— START OF Supplied information —

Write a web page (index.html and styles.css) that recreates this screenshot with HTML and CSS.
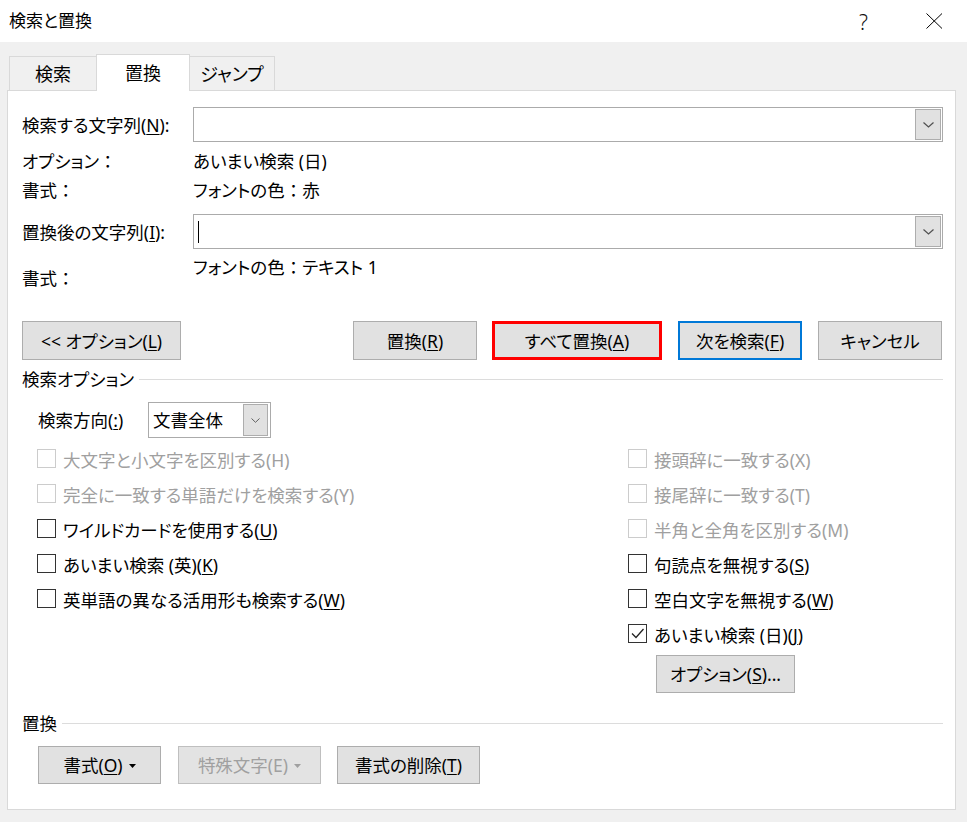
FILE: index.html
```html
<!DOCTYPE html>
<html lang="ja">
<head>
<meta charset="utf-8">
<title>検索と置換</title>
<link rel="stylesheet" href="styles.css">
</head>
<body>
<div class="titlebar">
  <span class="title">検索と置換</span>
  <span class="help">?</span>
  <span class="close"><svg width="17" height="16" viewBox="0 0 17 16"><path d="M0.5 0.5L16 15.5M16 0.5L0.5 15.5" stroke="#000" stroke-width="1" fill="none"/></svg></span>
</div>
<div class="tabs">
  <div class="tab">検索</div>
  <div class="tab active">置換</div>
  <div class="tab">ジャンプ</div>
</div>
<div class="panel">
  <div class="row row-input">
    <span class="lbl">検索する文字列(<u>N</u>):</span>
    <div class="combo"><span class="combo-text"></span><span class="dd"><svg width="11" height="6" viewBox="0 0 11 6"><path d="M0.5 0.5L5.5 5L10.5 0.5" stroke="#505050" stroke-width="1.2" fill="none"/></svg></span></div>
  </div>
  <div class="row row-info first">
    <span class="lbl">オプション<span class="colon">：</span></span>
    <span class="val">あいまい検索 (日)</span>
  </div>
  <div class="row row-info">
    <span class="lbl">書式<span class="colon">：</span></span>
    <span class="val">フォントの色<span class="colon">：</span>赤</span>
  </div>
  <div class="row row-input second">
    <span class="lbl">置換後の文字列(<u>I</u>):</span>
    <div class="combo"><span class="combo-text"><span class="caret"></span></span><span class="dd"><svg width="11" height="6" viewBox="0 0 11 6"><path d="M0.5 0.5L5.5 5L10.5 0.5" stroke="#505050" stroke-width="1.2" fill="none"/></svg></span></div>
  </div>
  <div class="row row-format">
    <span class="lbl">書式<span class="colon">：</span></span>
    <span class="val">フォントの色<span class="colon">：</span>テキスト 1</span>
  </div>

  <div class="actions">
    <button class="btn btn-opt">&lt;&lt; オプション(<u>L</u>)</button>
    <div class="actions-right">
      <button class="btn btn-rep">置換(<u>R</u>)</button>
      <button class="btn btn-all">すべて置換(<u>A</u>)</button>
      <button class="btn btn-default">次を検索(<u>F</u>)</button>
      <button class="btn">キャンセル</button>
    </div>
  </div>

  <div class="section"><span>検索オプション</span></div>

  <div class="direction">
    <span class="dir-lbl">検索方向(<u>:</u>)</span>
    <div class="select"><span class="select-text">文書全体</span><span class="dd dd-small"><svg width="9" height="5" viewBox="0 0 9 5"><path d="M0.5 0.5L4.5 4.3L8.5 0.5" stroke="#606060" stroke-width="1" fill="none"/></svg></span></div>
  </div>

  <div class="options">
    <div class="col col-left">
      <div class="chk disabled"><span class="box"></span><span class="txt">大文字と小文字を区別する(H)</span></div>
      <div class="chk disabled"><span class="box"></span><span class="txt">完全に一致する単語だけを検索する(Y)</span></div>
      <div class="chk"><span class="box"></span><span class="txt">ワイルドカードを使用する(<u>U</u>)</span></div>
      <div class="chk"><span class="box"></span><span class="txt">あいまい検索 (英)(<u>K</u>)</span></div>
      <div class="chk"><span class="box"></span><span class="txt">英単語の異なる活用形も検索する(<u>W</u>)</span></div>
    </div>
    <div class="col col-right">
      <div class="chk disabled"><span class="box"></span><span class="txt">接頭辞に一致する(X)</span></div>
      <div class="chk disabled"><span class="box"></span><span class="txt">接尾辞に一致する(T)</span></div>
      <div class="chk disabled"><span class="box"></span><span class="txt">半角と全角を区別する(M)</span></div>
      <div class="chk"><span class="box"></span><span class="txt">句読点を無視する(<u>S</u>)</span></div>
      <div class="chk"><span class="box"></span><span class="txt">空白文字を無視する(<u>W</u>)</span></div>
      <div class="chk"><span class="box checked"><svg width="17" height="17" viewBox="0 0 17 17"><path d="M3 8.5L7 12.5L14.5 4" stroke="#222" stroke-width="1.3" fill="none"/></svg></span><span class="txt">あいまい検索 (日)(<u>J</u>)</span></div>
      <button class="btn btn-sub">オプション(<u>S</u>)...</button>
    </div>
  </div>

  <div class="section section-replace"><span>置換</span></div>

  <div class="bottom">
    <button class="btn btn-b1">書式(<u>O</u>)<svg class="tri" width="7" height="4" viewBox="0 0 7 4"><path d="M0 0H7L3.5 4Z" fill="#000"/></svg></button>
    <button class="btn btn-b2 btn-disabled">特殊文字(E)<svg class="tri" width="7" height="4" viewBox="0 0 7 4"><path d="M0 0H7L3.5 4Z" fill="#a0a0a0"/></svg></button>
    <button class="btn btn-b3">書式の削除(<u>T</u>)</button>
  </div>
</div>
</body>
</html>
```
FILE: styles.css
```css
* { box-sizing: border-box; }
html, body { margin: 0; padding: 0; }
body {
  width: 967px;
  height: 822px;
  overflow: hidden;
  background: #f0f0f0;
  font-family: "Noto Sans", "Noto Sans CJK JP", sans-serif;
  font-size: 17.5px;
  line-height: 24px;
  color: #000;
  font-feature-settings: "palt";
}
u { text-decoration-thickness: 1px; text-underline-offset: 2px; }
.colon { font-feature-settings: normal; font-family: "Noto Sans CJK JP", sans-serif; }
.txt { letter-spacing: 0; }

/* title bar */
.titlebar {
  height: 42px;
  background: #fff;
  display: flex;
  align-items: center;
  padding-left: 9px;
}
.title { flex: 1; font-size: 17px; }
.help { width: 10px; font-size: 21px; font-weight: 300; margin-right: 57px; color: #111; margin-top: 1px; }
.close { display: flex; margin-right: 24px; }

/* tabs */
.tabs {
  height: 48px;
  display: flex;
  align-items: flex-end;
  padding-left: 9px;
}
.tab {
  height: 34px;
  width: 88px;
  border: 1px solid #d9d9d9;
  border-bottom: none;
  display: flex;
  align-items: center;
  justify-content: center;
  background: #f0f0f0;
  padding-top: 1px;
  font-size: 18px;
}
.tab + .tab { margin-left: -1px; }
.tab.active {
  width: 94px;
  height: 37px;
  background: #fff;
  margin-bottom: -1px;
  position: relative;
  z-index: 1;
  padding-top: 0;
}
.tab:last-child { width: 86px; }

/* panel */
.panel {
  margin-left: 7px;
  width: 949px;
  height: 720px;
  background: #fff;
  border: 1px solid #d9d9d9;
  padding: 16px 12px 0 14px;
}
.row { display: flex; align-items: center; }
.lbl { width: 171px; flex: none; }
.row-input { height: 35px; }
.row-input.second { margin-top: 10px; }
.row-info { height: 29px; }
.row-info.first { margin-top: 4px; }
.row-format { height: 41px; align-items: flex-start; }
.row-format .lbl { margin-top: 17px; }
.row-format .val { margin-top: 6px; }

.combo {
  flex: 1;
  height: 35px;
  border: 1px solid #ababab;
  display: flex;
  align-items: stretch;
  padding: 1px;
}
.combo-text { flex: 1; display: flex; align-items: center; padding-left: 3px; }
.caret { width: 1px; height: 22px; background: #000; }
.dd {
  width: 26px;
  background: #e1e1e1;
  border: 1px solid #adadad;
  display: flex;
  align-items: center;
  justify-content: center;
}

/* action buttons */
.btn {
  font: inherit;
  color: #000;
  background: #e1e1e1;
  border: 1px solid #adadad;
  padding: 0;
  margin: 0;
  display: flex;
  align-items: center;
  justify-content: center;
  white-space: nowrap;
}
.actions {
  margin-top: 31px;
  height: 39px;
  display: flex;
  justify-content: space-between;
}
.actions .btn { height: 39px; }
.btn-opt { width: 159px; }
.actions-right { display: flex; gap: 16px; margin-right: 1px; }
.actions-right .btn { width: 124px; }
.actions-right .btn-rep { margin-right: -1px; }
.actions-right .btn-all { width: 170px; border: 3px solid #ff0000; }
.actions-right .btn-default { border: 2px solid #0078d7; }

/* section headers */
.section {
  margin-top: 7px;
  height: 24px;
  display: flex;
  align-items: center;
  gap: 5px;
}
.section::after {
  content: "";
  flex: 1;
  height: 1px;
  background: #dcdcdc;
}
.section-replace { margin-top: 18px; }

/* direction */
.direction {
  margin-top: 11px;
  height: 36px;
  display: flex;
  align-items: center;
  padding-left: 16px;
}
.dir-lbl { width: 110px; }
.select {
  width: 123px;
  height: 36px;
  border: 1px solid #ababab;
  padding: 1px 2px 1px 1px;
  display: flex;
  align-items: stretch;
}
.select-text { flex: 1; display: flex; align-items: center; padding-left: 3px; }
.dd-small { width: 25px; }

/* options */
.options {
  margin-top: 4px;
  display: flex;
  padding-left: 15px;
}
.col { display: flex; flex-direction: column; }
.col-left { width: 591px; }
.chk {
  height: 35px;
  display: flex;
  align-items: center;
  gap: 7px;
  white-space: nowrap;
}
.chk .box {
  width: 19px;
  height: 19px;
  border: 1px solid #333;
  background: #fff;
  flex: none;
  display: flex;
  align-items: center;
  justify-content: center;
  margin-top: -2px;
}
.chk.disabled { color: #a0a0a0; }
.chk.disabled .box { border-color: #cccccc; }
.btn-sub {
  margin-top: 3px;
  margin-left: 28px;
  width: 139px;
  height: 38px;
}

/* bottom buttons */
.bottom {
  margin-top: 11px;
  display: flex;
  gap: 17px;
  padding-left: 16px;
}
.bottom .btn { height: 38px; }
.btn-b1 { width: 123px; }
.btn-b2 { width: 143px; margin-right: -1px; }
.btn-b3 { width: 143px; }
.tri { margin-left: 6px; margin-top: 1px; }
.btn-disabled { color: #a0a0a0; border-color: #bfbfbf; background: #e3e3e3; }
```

— END OF Supplied information —
— START OF Supplied information —

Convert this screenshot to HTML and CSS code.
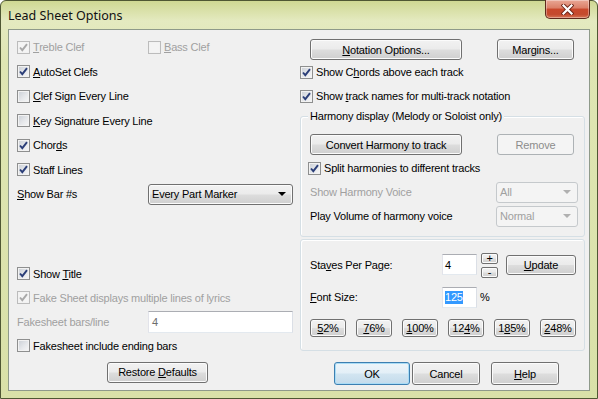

— END OF Supplied information —

- Exercise goal: What is the number of lines that hold the string "index"? Reply with that number alone.

- Exercise solution: 3